Equation editor is part of MS Word.
First launch Word.
Open your document or select new document.
On the standard toolbar select Insert.
A menu should drop down, select Object...
A dialogue box should appear with the Create New tab selected
Scroll down to Microsoft Equation
Highlight that entry by clicking on it, then click Ok
When you do this a box will appear on the document and a toolbar titled Equation should appear too. Each time you do the steps above a separate equation object will be placed on the document.
There are a whole bunch of selections on that toolbar and you'll probably need to experiment. When you click on each entry on the toolbar a menu should drop down with selections you can use. There are entries for special symbols, fractions, Greek letters, and a whole lot of symbols you probably haven't seen yet.

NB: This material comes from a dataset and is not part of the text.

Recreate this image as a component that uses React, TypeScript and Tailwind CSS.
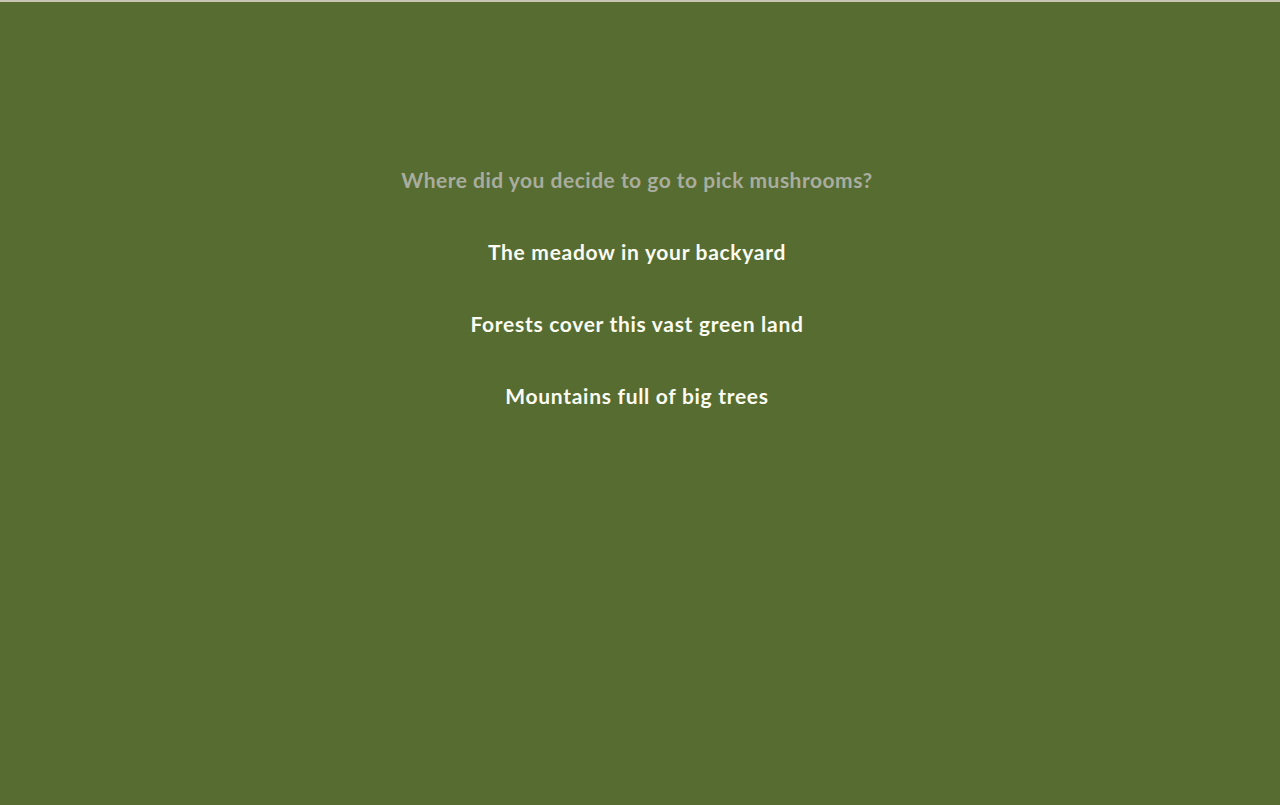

You can still use the keyboard to enter letters and numbers. After you've entered whatever equation you want you can click outside the box and the equation object will be placed on the document.
When you're using the equation editor you can click on the Help button and it will bring up topics to select concerning the eq editor. I'm unaware of any sites on the internet, but I think if you can find a reference manual for Word you should be able to learn how to use the editor fairly easily. I basically learned how to use the eq. editor by trial and error and just with the online help in Word. If you're determined enough I don't think you'll find it too difficult to learn.

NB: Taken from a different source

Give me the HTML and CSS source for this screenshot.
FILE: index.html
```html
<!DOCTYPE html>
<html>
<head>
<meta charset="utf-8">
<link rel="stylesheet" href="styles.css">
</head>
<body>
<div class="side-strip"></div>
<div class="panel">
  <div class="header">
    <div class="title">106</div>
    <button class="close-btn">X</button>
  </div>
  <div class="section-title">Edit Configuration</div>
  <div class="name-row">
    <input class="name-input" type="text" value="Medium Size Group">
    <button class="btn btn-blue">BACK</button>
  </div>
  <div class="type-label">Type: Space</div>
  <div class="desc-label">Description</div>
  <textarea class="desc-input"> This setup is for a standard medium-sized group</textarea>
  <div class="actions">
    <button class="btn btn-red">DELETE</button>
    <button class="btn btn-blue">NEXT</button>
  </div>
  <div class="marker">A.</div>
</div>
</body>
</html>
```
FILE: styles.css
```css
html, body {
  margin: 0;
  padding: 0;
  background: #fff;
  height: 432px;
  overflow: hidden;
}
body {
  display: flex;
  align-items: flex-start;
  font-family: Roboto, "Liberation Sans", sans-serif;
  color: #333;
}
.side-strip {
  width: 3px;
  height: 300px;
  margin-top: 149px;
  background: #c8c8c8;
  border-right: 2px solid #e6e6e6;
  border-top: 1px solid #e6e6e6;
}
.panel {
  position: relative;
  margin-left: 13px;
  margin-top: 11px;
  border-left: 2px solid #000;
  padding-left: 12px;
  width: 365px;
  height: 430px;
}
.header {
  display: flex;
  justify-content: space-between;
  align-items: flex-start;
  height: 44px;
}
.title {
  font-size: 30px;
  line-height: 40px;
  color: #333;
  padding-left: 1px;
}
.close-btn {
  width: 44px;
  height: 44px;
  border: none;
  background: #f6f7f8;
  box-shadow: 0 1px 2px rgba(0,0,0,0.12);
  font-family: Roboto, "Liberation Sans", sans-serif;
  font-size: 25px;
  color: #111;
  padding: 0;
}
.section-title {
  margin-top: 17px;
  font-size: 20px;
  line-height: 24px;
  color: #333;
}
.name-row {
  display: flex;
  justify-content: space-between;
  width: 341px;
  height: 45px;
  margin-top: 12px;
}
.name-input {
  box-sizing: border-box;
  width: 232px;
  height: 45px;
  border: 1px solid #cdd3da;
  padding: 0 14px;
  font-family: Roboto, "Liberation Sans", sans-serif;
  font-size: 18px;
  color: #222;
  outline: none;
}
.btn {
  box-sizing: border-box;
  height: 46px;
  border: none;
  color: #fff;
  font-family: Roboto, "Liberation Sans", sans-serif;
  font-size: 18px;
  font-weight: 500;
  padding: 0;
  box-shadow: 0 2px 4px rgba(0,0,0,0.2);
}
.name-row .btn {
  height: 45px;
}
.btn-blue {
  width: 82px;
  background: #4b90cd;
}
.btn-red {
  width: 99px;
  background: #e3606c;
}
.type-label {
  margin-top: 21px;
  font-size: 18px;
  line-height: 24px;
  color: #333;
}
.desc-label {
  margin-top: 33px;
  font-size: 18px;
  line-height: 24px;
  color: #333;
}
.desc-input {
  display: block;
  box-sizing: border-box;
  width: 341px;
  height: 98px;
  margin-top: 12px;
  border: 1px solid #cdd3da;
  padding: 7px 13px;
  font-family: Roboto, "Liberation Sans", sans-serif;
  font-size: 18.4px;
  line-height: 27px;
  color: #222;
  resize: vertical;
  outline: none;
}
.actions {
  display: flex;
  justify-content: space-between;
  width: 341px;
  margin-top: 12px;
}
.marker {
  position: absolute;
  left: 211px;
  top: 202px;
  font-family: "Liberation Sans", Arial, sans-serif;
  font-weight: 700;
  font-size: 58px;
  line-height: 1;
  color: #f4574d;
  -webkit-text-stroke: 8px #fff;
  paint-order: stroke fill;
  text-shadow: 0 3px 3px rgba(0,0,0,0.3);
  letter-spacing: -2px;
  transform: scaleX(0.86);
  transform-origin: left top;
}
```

I think there is a complete program you can buy as well, but I've found the editor sufficient for my work.
BTW, were you able to solve the amortizaton problem you asked about? I hope we gave the right formula and you were able to solve it.

For the amortization, I had to call a friend the has a realtor and she helped me with the problem. I really couldn't figure it out.

I really wondered about that formula. I don't recall seeing anything like it in any high school texts I've looked at. Typically you wouldn't see anything like that until an intro finance course, at least one that requires college algebra. I couldn't think of any other formula that would be used for the question you asked about either.